■ **JOB**
Check each line of the material. Copy those containing "index".

## start

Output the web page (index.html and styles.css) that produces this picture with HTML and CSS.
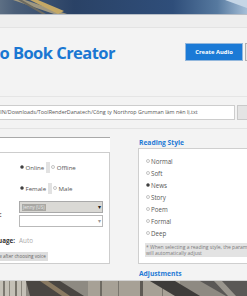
FILE: index.html
```html
<!DOCTYPE html>
<html lang="en">
<head>
  <meta charset="UTF-8">
  <title>Audio Book Creator</title>
  <link rel="stylesheet" href="styles.css">
</head>
<body>
  <!-- desktop wallpaper above the window -->
  <div class="wall wall-top">
    <svg width="247" height="14" viewBox="0 0 247 14">
      <defs>
        <linearGradient id="sky" x1="0" x2="1" y1="0" y2="0">
          <stop offset="0" stop-color="#5d6f84"/>
          <stop offset="0.06" stop-color="#4a5e78"/>
          <stop offset="0.3" stop-color="#2a4266"/>
          <stop offset="0.7" stop-color="#2f4e7a"/>
          <stop offset="0.88" stop-color="#56799f"/>
          <stop offset="1" stop-color="#a6bfd8"/>
        </linearGradient>
      </defs>
      <rect width="247" height="14" fill="url(#sky)"/>
      <polygon points="13,0 25,0 67,14 54,14" fill="#9f977f"/>
      <polygon points="30,0 38,0 64,11 58,14" fill="#c4a866"/>
      <polygon points="18,0 22,0 46,14 42,14" fill="#6c6a60"/>
      <polygon points="225,0 247,0 247,8" fill="#c6d6e6"/>
    </svg>
  </div>

  <div class="app">
    <div class="titlebar"></div>

    <header class="header">
      <h1 class="title">Audio Book Creator</h1>
      <div class="actions">
        <button class="btn btn-primary">Create Audio</button>
        <button class="btn btn-secondary">Settings</button>
      </div>
    </header>

    <div class="path-row">
      <div class="path-input">C:/Users/ADMIN/Downloads/ToolRenderDanatech/Công ty Northrop Grumman làm nên lị.txt</div>
      <button class="btn-browse">Browse</button>
    </div>

    <div class="panels">
      <!-- voice settings -->
      <section class="voice-panel">
        <div class="voice-head"></div>
        <div class="voice-box">
          <div class="field field-first">
            <span class="field-label">Type:</span>
            <div class="choice">
              <span class="radio checked"></span><span>Online</span>
              <span class="sep"></span>
              <span class="radio"></span><span>Offline</span>
            </div>
          </div>
          <div class="field field-second">
            <span class="field-label">Sex:</span>
            <div class="choice">
              <span class="radio checked"></span><span>Female</span>
              <span class="sep"></span>
              <span class="radio"></span><span>Male</span>
            </div>
          </div>
          <div class="field field-voice">
            <span class="field-label">Voice:</span>
            <div class="combos">
              <div class="combo combo-disabled"><span class="combo-sel">Jenny (US)</span><span class="arrow">▾</span></div>
              <div class="combo"><span class="arrow arrow-light">▾</span></div>
            </div>
          </div>
          <div class="lang-row">
            <span class="field-label">Language:</span>
            <span class="lang-value">Auto</span>
          </div>
          <div class="hint-row">
            <span class="hint-chip">Preview after choosing voice</span>
          </div>
        </div>
      </section>

      <!-- reading style -->
      <section class="style-panel">
        <h2 class="panel-title">Reading Style</h2>
        <div class="style-box">
          <ul class="style-list">
            <li><span class="radio"></span>Normal</li>
            <li><span class="radio"></span>Soft</li>
            <li><span class="radio checked"></span>News</li>
            <li><span class="radio"></span>Story</li>
            <li><span class="radio"></span>Poem</li>
            <li><span class="radio"></span>Formal</li>
            <li><span class="radio"></span>Deep</li>
          </ul>
          <p class="note">* When selecting a reading style, the parameters<br>will automatically adjust</p>
        </div>
        <h2 class="panel-title panel-title-next">Adjustments</h2>
      </section>
    </div>
  </div>

  <!-- desktop wallpaper below the window -->
  <div class="wall wall-bottom">
    <svg width="247" height="15" viewBox="0 0 247 15">
      <rect width="247" height="15" fill="#8e8a82"/>
      <rect x="0" y="0" width="26" height="15" fill="#c4c0b6"/>
      <rect x="3" y="0" width="2" height="15" fill="#7c7870"/>
      <rect x="9" y="0" width="1" height="15" fill="#8a867c"/>
      <rect x="15" y="0" width="2" height="15" fill="#77736a"/>
      <rect x="21" y="0" width="1" height="15" fill="#8a867c"/>
      <polygon points="26,0 60,0 84,15 30,15" fill="#4a4642"/>
      <polygon points="40,0 48,0 70,15 62,15" fill="#8a7a62"/>
      <rect x="88" y="0" width="92" height="15" fill="#a7a196"/>
      <rect x="100" y="0" width="2" height="15" fill="#6e6a62"/>
      <rect x="118" y="0" width="1" height="15" fill="#7a766e"/>
      <rect x="140" y="0" width="3" height="15" fill="#5e5a54"/>
      <rect x="162" y="0" width="1" height="15" fill="#7a766e"/>
      <polygon points="150,0 175,0 200,15 175,15" fill="#3e3c3a"/>
      <polygon points="200,0 247,0 247,15 226,15" fill="#5a5856"/>
      <polygon points="214,0 222,0 236,15 228,15" fill="#9a968e"/>
    </svg>
  </div>
</body>
</html>
```

FILE: styles.css
```css
/* reset */
* { margin: 0; padding: 0; box-sizing: border-box; }
body {
  width: 247px;
  height: 296px;
  overflow: hidden;
  font-family: 'Open Sans', sans-serif;
  background: #f3f3f3;
  color: #444;
}
.wall svg { display: block; }
.wall-top { height: 14px; }
.wall-bottom { height: 15px; }

/* the app window, wider than the visible area */
.app {
  margin-left: -60px;
  width: 380px;
  background: #f3f3f3;
  border-bottom: 1px solid #d4d4d4;
}
.titlebar {
  height: 14px;
  border-top: 1px solid #b7bec7;
  border-bottom: 1px solid #e3e3e3;
  background: #eeeeee;
}

/* header with title and actions */
.header {
  display: flex;
  align-items: flex-start;
  height: 69px;
  padding: 15px 15px 0 24px;
  border-bottom: 1px solid #e5e5e5;
}
.title {
  font-size: 16.5px;
  line-height: 20px;
  font-weight: 700;
  letter-spacing: -0.55px;
  color: #1a77d2;
}
.actions {
  margin-left: auto;
  display: flex;
  gap: 2px;
}
.btn {
  height: 18px;
  font-family: inherit;
  font-size: 5.8px;
  font-weight: 700;
  border-radius: 0;
}
.btn-primary {
  width: 58px;
  background: #1b7ad6;
  color: #fff;
  border: 1px solid #93b7dc;
}
.btn-secondary {
  width: 60px;
  background: #e6e6e6;
  color: #333;
  border: 1px solid #b0b0b0;
}

/* file path */
.path-row {
  display: flex;
  gap: 2px;
  height: 32px;
  padding: 8px 0 0 14px;
  border-bottom: 1px solid #e3e3e3;
}
.path-input {
  width: 281px;
  height: 15px;
  padding: 0 3px 0 10px;
  border: 1px solid #cdcdcd;
  background: #fff;
  font-size: 5.4px;
  line-height: 13px;
  color: #555;
  white-space: nowrap;
  overflow: hidden;
}
.btn-browse {
  width: 60px;
  height: 15px;
  border: 1px solid #c9c9c9;
  background: #e4e4e4;
  font-family: inherit;
  font-size: 6px;
  color: #333;
}

/* two panels */
.panels {
  display: grid;
  grid-template-columns: 140px 1fr;
  column-gap: 28px;
  height: 151px;
  padding: 8px 12px 0 30px;
}
.voice-head {
  height: 15px;
  border-top: 1px solid #a9a9a9;
  background: #fff;
}
.voice-box {
  height: 112px;
  border: 1px solid #cdcdcd;
  background: #fff;
  padding: 8px 6px 0 12px;
}
.field {
  display: grid;
  grid-template-columns: 36px 1fr;
  align-items: center;
}
.field-second { margin-top: 9px; }
.field-voice { margin-top: 7px; }
.field-label {
  font-size: 6.3px;
  font-weight: 700;
  color: #333;
}
.field-first .field-label,
.field-second .field-label { visibility: hidden; }
.choice {
  display: flex;
  align-items: center;
  height: 12px;
  font-size: 6.1px;
  color: #555;
}
.radio {
  width: 4px;
  height: 4px;
  margin: 0 1.5px 0 1px;
  border-radius: 50%;
  border: 1px solid #c4c4c4;
  background: #fff;
  flex-shrink: 0;
}
.radio.checked {
  border-color: #888;
  background: #222;
}
.sep {
  width: 4px;
  height: 11px;
  margin: 0 1px 0 2px;
  background: #e2e2e2;
}
.choice .sep + .radio { margin-left: 0; }
.combos {
  display: flex;
  flex-direction: column;
  gap: 2px;
  width: 84px;
}
.combo {
  display: flex;
  align-items: center;
  height: 12px;
  padding: 0 1px 0 2px;
  border: 1px solid #b9b9b9;
  background: #fff;
}
.combo-disabled {
  background: #dad9d5;
  border-color: #a9a9a9;
}
.combo-sel {
  padding: 0 1px;
  background: #a9a8a4;
  color: #e8e8e8;
  font-size: 4.6px;
  line-height: 7px;
}
.arrow {
  margin-left: auto;
  font-size: 6px;
  line-height: 6px;
  color: #222;
}
.arrow-light { color: #999; }
.lang-row {
  display: flex;
  align-items: center;
  gap: 4px;
  height: 12px;
  margin-top: 7px;
}
.lang-value {
  font-size: 6.3px;
  color: #aaa;
}
.hint-row {
  display: flex;
  margin-top: 6px;
}
.hint-chip {
  height: 9px;
  padding: 0 2px;
  background: #dedede;
  font-size: 4.6px;
  line-height: 9px;
  color: #666;
}

/* reading style */
.panel-title {
  margin-top: 1px;
  padding-left: 1px;
  font-size: 6.7px;
  line-height: 10px;
  font-weight: 700;
  color: #1f7ad6;
}
.panel-title-next { margin-top: 5px; }
.style-box {
  height: 116px;
  border: 1px solid #cfcfcf;
  background: #fff;
  padding: 6px 8px 0 6px;
}
.style-list { list-style: none; }
.style-list li {
  display: flex;
  align-items: center;
  height: 12px;
  font-size: 6.2px;
  color: #555;
}
.style-list .radio { margin: 0 1px 0 1px; }
.note {
  margin-top: 4px;
  height: 14px;
  padding: 1px;
  background: #e3e3e3;
  font-size: 5px;
  line-height: 6px;
  color: #7a7a7a;
  white-space: nowrap;
}
```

## end

■ **TASK RESPONSE**
Output the web page (index.html and styles.css) that produces this picture with HTML and CSS.
FILE: index.html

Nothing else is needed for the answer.